*Problem description:*
Lines holding the string "React" are the ones to copy from this listing.

# Start of Available data

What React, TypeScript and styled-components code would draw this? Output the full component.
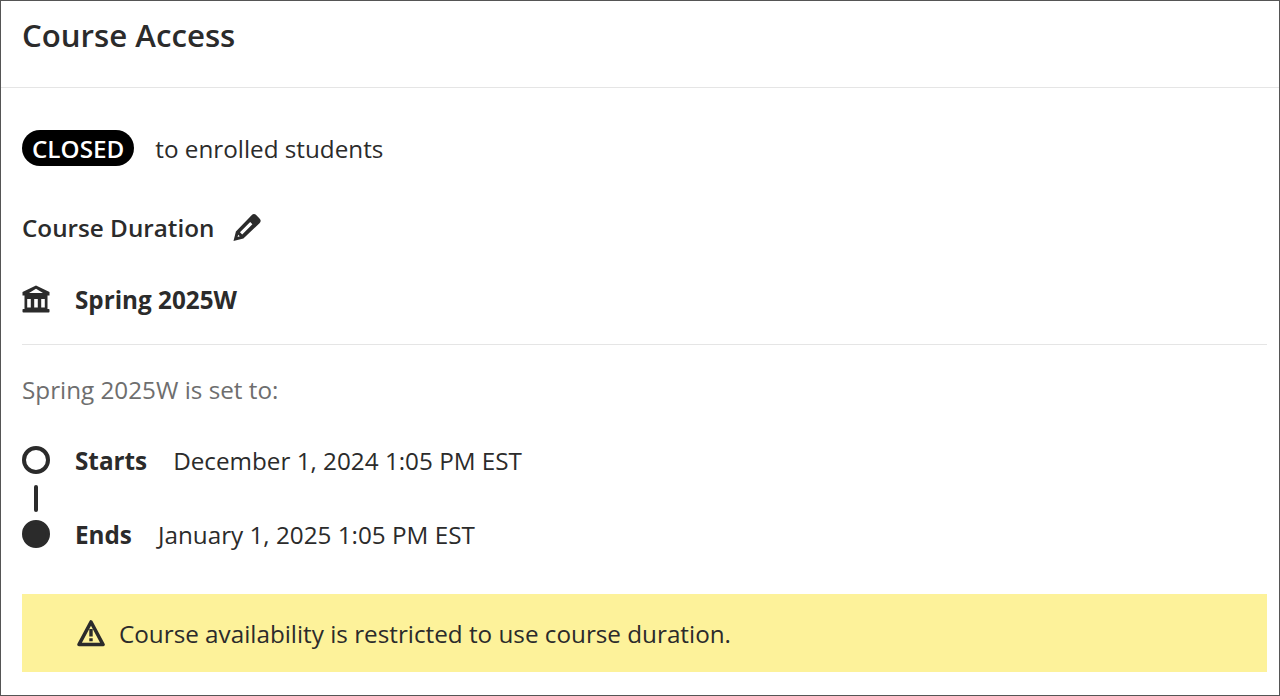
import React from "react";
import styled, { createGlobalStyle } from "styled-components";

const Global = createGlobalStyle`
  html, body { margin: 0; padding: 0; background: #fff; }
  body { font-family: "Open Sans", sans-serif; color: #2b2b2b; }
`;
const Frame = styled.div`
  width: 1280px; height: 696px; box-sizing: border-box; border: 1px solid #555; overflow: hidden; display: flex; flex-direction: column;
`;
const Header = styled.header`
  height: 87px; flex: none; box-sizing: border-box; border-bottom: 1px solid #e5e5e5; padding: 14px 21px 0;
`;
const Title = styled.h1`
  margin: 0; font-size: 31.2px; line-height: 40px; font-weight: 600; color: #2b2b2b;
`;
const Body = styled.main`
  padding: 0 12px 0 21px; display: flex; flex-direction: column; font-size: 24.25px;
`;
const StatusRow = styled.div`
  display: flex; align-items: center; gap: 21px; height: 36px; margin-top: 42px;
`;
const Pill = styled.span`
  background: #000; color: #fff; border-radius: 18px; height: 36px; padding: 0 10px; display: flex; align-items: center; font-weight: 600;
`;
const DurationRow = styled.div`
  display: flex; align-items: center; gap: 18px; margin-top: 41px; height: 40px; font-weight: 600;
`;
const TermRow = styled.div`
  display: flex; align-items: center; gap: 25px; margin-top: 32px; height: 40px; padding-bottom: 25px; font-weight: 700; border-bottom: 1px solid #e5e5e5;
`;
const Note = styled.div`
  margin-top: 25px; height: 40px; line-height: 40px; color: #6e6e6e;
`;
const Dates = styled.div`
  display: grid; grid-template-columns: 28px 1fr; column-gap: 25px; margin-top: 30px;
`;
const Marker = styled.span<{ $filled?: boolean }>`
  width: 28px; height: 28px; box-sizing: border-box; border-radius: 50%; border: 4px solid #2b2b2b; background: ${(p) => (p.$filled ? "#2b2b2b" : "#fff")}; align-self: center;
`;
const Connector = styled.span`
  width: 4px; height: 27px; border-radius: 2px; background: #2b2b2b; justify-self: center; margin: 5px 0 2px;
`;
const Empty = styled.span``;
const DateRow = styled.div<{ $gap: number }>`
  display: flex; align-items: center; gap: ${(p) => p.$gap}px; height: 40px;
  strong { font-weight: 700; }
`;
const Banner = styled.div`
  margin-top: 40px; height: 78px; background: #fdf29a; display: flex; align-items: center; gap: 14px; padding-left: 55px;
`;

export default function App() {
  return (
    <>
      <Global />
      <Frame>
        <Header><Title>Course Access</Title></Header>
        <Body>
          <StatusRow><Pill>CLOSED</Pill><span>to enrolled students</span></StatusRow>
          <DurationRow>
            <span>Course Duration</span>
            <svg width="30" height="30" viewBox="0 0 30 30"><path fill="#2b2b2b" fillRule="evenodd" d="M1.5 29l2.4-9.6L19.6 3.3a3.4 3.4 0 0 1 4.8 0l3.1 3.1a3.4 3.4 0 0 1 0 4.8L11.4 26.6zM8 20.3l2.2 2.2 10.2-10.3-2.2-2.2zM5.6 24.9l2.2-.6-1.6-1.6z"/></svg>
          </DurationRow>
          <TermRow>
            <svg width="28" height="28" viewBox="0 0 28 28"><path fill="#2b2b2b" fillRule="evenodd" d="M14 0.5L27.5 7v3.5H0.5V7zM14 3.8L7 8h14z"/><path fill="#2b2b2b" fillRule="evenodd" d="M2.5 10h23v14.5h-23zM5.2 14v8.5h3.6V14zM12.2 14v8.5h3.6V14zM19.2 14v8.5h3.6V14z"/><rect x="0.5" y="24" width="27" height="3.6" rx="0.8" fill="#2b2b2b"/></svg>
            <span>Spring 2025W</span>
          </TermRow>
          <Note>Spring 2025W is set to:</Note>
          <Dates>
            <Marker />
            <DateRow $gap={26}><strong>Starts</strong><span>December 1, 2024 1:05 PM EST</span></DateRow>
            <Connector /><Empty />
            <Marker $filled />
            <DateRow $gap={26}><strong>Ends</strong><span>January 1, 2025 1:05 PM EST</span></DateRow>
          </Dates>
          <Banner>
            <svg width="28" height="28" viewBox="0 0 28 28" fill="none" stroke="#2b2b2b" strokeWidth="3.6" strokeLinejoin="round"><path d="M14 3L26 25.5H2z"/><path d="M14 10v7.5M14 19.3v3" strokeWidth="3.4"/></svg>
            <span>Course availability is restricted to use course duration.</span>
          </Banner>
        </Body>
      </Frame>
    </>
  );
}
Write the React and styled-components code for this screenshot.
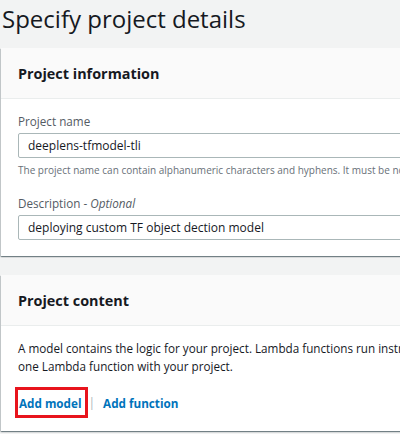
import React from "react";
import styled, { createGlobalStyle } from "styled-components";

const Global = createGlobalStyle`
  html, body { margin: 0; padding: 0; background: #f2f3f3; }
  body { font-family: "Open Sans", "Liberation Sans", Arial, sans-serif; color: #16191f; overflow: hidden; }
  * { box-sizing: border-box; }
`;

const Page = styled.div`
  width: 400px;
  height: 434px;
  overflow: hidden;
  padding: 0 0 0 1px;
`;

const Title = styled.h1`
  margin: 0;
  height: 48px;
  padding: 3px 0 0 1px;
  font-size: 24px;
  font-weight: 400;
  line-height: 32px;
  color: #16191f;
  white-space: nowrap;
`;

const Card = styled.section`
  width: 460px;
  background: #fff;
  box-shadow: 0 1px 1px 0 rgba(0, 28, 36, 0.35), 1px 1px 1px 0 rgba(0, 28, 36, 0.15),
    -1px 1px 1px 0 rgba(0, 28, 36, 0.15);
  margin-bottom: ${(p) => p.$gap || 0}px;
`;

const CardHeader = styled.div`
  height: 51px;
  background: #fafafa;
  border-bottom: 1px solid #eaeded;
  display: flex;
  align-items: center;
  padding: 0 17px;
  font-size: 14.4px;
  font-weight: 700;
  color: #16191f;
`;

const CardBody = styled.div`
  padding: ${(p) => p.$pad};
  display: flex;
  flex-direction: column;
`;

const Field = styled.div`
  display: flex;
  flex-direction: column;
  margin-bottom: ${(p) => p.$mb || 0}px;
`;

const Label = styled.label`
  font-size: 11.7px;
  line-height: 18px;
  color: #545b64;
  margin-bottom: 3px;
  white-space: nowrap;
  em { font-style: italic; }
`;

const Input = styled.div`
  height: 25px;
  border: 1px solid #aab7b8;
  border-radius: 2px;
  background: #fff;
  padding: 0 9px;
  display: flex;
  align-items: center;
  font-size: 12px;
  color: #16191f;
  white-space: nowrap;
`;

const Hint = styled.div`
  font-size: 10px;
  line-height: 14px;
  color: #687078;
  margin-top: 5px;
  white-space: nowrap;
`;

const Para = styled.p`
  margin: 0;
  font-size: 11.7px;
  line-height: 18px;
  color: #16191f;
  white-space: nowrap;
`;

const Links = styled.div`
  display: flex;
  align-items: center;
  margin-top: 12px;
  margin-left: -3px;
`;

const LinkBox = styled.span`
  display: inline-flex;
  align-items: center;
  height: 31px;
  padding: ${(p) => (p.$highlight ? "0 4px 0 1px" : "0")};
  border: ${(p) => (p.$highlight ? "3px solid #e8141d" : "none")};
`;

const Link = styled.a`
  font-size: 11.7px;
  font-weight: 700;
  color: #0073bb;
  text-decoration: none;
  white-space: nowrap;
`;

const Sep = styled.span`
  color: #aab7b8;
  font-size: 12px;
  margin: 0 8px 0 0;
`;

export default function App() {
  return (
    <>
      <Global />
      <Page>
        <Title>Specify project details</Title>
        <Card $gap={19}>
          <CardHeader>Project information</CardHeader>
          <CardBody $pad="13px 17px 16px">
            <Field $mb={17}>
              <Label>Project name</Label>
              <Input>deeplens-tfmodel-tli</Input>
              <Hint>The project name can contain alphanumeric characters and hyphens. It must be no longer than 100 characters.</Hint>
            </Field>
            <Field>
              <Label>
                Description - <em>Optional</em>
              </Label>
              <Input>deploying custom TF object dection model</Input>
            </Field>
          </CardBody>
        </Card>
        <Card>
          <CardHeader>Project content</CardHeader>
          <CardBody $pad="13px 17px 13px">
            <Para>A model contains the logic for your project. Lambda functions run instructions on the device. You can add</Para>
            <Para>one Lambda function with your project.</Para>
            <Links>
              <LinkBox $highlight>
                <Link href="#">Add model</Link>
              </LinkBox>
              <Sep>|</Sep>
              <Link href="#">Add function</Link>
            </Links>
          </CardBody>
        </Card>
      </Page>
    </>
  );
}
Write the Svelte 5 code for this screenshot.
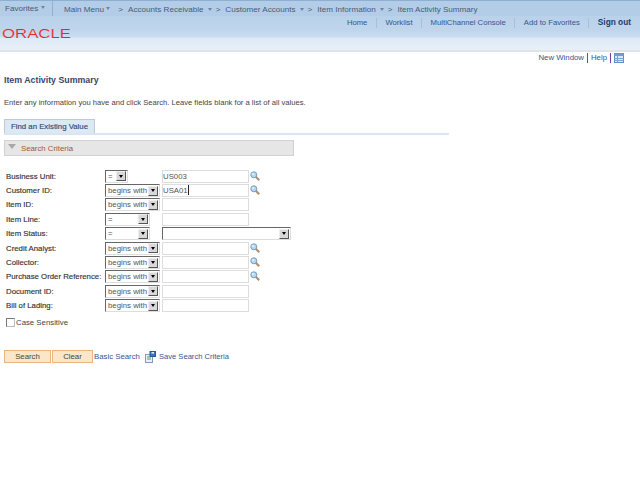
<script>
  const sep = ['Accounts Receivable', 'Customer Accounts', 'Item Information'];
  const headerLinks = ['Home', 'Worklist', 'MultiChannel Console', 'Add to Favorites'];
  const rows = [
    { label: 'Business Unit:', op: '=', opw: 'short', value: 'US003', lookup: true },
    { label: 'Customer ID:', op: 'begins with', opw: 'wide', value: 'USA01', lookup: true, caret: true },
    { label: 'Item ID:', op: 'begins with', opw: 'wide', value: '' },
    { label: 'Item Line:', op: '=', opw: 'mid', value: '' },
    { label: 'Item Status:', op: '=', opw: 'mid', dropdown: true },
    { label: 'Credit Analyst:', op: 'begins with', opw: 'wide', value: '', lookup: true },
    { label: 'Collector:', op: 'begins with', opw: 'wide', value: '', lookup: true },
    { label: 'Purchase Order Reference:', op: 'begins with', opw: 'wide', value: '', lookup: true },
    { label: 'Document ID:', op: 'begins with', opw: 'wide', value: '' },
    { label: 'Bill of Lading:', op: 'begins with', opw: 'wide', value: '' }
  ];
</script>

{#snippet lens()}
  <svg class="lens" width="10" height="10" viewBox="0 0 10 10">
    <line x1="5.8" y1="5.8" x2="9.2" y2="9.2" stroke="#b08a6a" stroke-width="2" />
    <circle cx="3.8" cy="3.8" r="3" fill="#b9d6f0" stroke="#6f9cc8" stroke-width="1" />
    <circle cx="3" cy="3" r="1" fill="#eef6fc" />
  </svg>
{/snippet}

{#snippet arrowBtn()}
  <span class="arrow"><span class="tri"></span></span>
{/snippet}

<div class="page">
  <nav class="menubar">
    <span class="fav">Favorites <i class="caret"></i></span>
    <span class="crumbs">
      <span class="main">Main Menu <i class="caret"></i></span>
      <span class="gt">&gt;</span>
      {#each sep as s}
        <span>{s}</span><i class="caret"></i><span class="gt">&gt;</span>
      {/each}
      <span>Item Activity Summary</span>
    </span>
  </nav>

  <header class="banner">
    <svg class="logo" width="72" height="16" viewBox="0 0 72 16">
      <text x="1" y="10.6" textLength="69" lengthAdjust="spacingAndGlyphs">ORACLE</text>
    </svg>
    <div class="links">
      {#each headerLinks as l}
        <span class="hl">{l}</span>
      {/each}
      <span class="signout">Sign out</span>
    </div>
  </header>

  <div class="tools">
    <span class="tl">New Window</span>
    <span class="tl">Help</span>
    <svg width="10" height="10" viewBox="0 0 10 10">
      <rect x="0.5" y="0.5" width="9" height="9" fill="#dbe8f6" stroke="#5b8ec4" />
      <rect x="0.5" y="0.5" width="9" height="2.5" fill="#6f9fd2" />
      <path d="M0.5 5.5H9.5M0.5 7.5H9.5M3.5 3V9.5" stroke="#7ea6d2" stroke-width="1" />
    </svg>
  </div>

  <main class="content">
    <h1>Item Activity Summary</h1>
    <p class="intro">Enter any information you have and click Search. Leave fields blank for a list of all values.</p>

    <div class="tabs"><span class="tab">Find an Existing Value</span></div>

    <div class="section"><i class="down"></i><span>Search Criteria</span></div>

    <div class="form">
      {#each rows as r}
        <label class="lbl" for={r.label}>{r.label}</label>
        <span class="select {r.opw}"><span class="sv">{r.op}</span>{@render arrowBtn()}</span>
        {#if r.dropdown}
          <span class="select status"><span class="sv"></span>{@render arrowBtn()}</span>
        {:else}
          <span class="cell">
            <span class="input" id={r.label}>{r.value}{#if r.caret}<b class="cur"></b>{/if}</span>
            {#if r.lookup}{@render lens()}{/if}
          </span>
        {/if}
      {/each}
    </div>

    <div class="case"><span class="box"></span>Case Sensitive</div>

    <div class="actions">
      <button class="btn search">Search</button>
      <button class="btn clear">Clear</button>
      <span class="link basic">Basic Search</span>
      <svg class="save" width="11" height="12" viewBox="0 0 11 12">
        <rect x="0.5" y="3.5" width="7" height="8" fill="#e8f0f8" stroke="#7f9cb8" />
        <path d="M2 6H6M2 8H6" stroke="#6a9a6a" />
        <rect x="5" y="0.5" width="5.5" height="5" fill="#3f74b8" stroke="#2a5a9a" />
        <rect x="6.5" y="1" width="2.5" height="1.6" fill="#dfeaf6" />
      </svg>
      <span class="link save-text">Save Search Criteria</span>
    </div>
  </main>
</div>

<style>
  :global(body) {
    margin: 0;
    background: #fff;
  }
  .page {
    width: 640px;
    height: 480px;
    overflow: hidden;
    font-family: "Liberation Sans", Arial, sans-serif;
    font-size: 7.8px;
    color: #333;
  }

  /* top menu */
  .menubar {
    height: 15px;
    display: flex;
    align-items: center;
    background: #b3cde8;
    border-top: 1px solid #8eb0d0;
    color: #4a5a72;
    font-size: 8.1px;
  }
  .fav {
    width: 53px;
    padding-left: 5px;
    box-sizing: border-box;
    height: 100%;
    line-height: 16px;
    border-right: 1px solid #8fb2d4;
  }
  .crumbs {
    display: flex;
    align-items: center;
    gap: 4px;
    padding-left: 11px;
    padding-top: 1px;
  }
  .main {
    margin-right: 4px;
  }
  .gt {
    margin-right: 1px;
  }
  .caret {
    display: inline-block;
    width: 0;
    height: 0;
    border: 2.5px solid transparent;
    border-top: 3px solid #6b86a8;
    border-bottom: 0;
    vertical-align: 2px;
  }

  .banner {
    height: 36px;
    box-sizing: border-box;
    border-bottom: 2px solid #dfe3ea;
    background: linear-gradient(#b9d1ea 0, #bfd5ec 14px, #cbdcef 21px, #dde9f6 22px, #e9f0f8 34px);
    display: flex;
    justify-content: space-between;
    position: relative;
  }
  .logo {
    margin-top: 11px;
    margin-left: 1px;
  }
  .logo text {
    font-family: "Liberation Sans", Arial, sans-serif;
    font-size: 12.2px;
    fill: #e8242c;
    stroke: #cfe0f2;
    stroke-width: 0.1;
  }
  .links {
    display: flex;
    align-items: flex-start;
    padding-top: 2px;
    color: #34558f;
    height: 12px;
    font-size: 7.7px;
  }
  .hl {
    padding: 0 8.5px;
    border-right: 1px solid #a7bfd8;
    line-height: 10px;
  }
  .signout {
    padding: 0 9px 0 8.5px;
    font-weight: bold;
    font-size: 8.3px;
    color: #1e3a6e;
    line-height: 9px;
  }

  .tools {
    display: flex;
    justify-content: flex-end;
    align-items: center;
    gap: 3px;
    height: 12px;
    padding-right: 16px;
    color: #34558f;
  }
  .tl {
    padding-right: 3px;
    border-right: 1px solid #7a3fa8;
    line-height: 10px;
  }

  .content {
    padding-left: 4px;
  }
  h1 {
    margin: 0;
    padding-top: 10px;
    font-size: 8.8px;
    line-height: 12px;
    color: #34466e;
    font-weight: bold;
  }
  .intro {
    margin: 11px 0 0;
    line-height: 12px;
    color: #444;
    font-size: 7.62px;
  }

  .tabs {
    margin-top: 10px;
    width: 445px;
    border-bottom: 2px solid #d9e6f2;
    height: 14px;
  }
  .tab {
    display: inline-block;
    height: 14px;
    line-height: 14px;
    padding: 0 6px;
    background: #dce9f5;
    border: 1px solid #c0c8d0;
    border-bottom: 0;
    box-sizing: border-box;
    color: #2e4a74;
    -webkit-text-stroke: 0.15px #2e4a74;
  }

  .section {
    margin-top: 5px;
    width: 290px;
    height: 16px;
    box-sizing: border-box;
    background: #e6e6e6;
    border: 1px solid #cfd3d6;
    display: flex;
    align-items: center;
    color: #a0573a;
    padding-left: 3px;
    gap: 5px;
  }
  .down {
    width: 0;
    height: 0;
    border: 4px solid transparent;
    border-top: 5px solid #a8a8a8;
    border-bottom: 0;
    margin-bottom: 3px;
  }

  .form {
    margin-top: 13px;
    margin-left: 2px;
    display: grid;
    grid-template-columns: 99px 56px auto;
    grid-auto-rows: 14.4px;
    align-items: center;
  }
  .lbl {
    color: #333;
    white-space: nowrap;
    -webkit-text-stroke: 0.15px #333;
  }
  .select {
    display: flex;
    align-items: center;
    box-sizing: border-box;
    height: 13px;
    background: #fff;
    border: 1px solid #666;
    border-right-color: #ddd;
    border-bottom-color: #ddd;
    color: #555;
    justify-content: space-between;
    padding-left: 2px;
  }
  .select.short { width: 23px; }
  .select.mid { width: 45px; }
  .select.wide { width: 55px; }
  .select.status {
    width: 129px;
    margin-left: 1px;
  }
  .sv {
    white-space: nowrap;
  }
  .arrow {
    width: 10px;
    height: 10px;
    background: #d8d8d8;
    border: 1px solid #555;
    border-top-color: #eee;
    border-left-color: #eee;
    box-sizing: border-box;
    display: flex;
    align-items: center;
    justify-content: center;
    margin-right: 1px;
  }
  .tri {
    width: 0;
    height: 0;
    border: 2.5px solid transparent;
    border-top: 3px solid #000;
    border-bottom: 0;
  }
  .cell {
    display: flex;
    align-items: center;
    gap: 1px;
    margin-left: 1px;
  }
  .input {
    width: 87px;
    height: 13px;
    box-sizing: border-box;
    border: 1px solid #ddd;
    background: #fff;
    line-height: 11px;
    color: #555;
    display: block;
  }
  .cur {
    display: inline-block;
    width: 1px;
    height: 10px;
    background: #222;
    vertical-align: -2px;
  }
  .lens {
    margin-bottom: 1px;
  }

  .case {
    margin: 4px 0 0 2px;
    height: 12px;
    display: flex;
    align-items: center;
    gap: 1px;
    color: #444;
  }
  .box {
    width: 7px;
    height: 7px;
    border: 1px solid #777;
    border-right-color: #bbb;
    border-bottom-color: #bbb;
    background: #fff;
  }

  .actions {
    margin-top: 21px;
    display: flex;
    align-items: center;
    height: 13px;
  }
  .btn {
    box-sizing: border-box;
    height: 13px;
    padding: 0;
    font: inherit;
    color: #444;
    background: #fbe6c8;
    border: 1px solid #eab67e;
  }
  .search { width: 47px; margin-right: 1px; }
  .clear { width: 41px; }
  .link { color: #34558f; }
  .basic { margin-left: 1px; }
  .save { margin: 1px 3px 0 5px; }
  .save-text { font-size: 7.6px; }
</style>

# End of Available data

*Solution:*
What React, TypeScript and styled-components code would draw this? Output the full component.
import React from "react";
Write the React and styled-components code for this screenshot.
import React from "react";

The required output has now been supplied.